WORK TO BE COMPLETED → Retype each line exactly. Skip images.

SUPPLIED DATA →
=====

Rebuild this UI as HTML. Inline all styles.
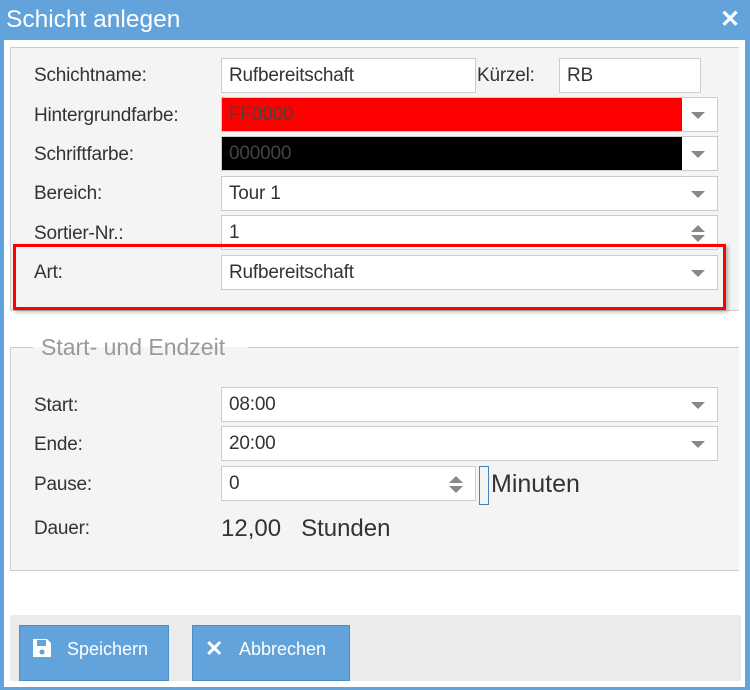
<!DOCTYPE html>
<html><head><meta charset="utf-8"><style>
*{box-sizing:border-box;margin:0;padding:0}
body{width:750px;height:690px;background:#62a3dc;font-family:"Liberation Sans",sans-serif;position:relative;overflow:hidden;color:#333}
.a{position:absolute}
.win{left:4px;top:40px;width:741px;height:647px;background:#fff}
.lab{font-size:19px;color:#333;left:34px;letter-spacing:-0.2px}
.inp{background:#fff;border:1px solid #ccc;height:35px;font-size:19px;padding:6px 0 0 7px;color:#333;letter-spacing:-0.2px}
.dd{position:absolute;right:12px;top:14px;width:0;height:0;border-left:7px solid transparent;border-right:7px solid transparent;border-top:7px solid #888}
.sp{position:absolute;right:12px;top:9px;width:14px;height:18px}
.sp:before{content:"";position:absolute;left:0;top:0;border-left:7px solid transparent;border-right:7px solid transparent;border-bottom:7px solid #888}
.sp:after{content:"";position:absolute;left:0;top:10px;border-left:7px solid transparent;border-right:7px solid transparent;border-top:7px solid #888}
.btn{background:#62a3dc;border:1px solid #4a8fcc;color:#fff;font-size:18px;top:625px;height:56px;padding-top:13px}
</style></head><body>
<div class="a" style="left:6px;top:6px;font-size:24.5px;color:#fff">Schicht anlegen</div>
<div class="a" style="left:720px;top:5px;font-size:24px;color:#fff;font-weight:bold">✕</div>
<div class="a win"></div>
<div class="a" style="left:10px;top:47px;width:729px;height:264px;background:#f4f4f4;border:1px solid #ccc;border-right:none"></div>

<div class="a lab" style="top:65px">Schichtname:</div>
<div class="a inp" style="left:221px;top:58px;width:255px">Rufbereitschaft</div>
<div class="a lab" style="left:477px;top:65px">Kürzel:</div>
<div class="a inp" style="left:559px;top:58px;width:142px">RB</div>

<div class="a lab" style="top:105px">Hintergrundfarbe:</div>
<div class="a inp" style="left:221px;top:97px;width:497px;color:#444"><div class="a" style="left:0;top:0;width:460px;height:33px;background:#f00"></div><span style="position:relative">FF0000</span><div class="dd"></div></div>

<div class="a lab" style="top:144px">Schriftfarbe:</div>
<div class="a inp" style="left:221px;top:136px;width:497px;color:#444"><div class="a" style="left:0;top:0;width:460px;height:33px;background:#000"></div><span style="position:relative">000000</span><div class="dd"></div></div>

<div class="a lab" style="top:183px">Bereich:</div>
<div class="a inp" style="left:221px;top:176px;width:497px">Tour 1<div class="dd"></div></div>

<div class="a lab" style="top:223px">Sortier-Nr.:</div>
<div class="a inp" style="left:221px;top:215px;width:497px">1<div class="sp"></div></div>

<div class="a" style="left:13px;top:244px;width:713px;height:66px;border:3px solid #f00;box-shadow:2px 2px 4px rgba(0,0,0,.3)"></div>
<div class="a lab" style="top:262px">Art:</div>
<div class="a inp" style="left:221px;top:255px;width:497px">Rufbereitschaft<div class="dd"></div></div>

<div class="a" style="left:10px;top:347px;width:729px;height:224px;background:#f4f4f4;border:1px solid #ccc;border-right:none"></div>
<div class="a" style="left:33px;top:347px;width:215px;height:15px;background:#f4f4f4"></div>
<div class="a" style="left:33px;top:333px;width:215px;height:14px;background:#fff"></div>
<div class="a" style="left:41px;top:334px;font-size:23px;color:#999;line-height:26px">Start- und Endzeit</div>

<div class="a lab" style="top:395px">Start:</div>
<div class="a inp" style="left:221px;top:387px;width:497px">08:00<div class="dd"></div></div>
<div class="a lab" style="top:434px">Ende:</div>
<div class="a inp" style="left:221px;top:426px;width:497px">20:00<div class="dd"></div></div>
<div class="a lab" style="top:474px">Pause:</div>
<div class="a inp" style="left:221px;top:466px;width:255px">0<div class="sp"></div></div>
<div class="a" style="left:479px;top:466px;width:10px;height:39px;border:1px solid #4a80b8"></div>
<div class="a" style="left:491px;top:470px;font-size:25px">Minuten</div>
<div class="a lab" style="top:518px">Dauer:</div>
<div class="a" style="left:221px;top:515px;font-size:24px">12,00&nbsp;&nbsp;&nbsp;Stunden</div>

<div class="a" style="left:10px;top:615px;width:731px;height:66px;background:#ebebeb"></div>
<div class="a btn" style="left:19px;width:150px;padding-left:47px">Speichern</div>
<svg class="a" style="left:31px;top:637px" width="22" height="22" viewBox="0 0 22 22"><path d="M2 2h14l4 4v14H2z" fill="#fff"/><rect x="6" y="3" width="9" height="6" fill="#62a3dc"/><circle cx="11" cy="15" r="2.5" fill="#62a3dc"/></svg>
<div class="a btn" style="left:192px;width:158px;padding-left:46px">Abbrechen</div>
<div class="a" style="left:205px;top:636px;font-size:22px;color:#fff;font-weight:bold">✕</div>
</body></html>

=====

REPLY →
Rebuild this UI as HTML. Inline all styles.
<!DOCTYPE html>
<html><head><meta charset="utf-8"><style>
*{box-sizing:border-box;margin:0;padding:0}
body{width:750px;height:690px;background:#62a3dc;font-family:"Liberation Sans",sans-serif;position:relative;overflow:hidden;color:#333}
.a{position:absolute}
.win{left:4px;top:40px;width:741px;height:647px;background:#fff}
.lab{font-size:19px;color:#333;left:34px;letter-spacing:-0.2px}
.inp{background:#fff;border:1px solid #ccc;height:35px;font-size:19px;padding:6px 0 0 7px;color:#333;letter-spacing:-0.2px}
.dd{position:absolute;right:12px;top:14px;width:0;height:0;border-left:7px solid transparent;border-right:7px solid transparent;border-top:7px solid #888}
.sp{position:absolute;right:12px;top:9px;width:14px;height:18px}
.sp:before{content:"";position:absolute;left:0;top:0;border-left:7px solid transparent;border-right:7px solid transparent;border-bottom:7px solid #888}
.sp:after{content:"";position:absolute;left:0;top:10px;border-left:7px solid transparent;border-right:7px solid transparent;border-top:7px solid #888}
.btn{background:#62a3dc;border:1px solid #4a8fcc;color:#fff;font-size:18px;top:625px;height:56px;padding-top:13px}
</style></head><body>
<div class="a" style="left:6px;top:6px;font-size:24.5px;color:#fff">Schicht anlegen</div>
<div class="a" style="left:720px;top:5px;font-size:24px;color:#fff;font-weight:bold">✕</div>
<div class="a win"></div>
<div class="a" style="left:10px;top:47px;width:729px;height:264px;background:#f4f4f4;border:1px solid #ccc;border-right:none"></div>

<div class="a lab" style="top:65px">Schichtname:</div>
<div class="a inp" style="left:221px;top:58px;width:255px">Rufbereitschaft</div>
<div class="a lab" style="left:477px;top:65px">Kürzel:</div>
<div class="a inp" style="left:559px;top:58px;width:142px">RB</div>

<div class="a lab" style="top:105px">Hintergrundfarbe:</div>
<div class="a inp" style="left:221px;top:97px;width:497px;color:#444"><div class="a" style="left:0;top:0;width:460px;height:33px;background:#f00"></div><span style="position:relative">FF0000</span><div class="dd"></div></div>

<div class="a lab" style="top:144px">Schriftfarbe:</div>
<div class="a inp" style="left:221px;top:136px;width:497px;color:#444"><div class="a" style="left:0;top:0;width:460px;height:33px;background:#000"></div><span style="position:relative">000000</span><div class="dd"></div></div>

<div class="a lab" style="top:183px">Bereich:</div>
<div class="a inp" style="left:221px;top:176px;width:497px">Tour 1<div class="dd"></div></div>

<div class="a lab" style="top:223px">Sortier-Nr.:</div>
<div class="a inp" style="left:221px;top:215px;width:497px">1<div class="sp"></div></div>

<div class="a" style="left:13px;top:244px;width:713px;height:66px;border:3px solid #f00;box-shadow:2px 2px 4px rgba(0,0,0,.3)"></div>
<div class="a lab" style="top:262px">Art:</div>
<div class="a inp" style="left:221px;top:255px;width:497px">Rufbereitschaft<div class="dd"></div></div>

<div class="a" style="left:10px;top:347px;width:729px;height:224px;background:#f4f4f4;border:1px solid #ccc;border-right:none"></div>
<div class="a" style="left:33px;top:347px;width:215px;height:15px;background:#f4f4f4"></div>
<div class="a" style="left:33px;top:333px;width:215px;height:14px;background:#fff"></div>
<div class="a" style="left:41px;top:334px;font-size:23px;color:#999;line-height:26px">Start- und Endzeit</div>

<div class="a lab" style="top:395px">Start:</div>
<div class="a inp" style="left:221px;top:387px;width:497px">08:00<div class="dd"></div></div>
<div class="a lab" style="top:434px">Ende:</div>
<div class="a inp" style="left:221px;top:426px;width:497px">20:00<div class="dd"></div></div>
<div class="a lab" style="top:474px">Pause:</div>
<div class="a inp" style="left:221px;top:466px;width:255px">0<div class="sp"></div></div>
<div class="a" style="left:479px;top:466px;width:10px;height:39px;border:1px solid #4a80b8"></div>
<div class="a" style="left:491px;top:470px;font-size:25px">Minuten</div>
<div class="a lab" style="top:518px">Dauer:</div>
<div class="a" style="left:221px;top:515px;font-size:24px">12,00&nbsp;&nbsp;&nbsp;Stunden</div>

<div class="a" style="left:10px;top:615px;width:731px;height:66px;background:#ebebeb"></div>
<div class="a btn" style="left:19px;width:150px;padding-left:47px">Speichern</div>
<svg class="a" style="left:31px;top:637px" width="22" height="22" viewBox="0 0 22 22"><path d="M2 2h14l4 4v14H2z" fill="#fff"/><rect x="6" y="3" width="9" height="6" fill="#62a3dc"/><circle cx="11" cy="15" r="2.5" fill="#62a3dc"/></svg>
<div class="a btn" style="left:192px;width:158px;padding-left:46px">Abbrechen</div>
<div class="a" style="left:205px;top:636px;font-size:22px;color:#fff;font-weight:bold">✕</div>
</body></html>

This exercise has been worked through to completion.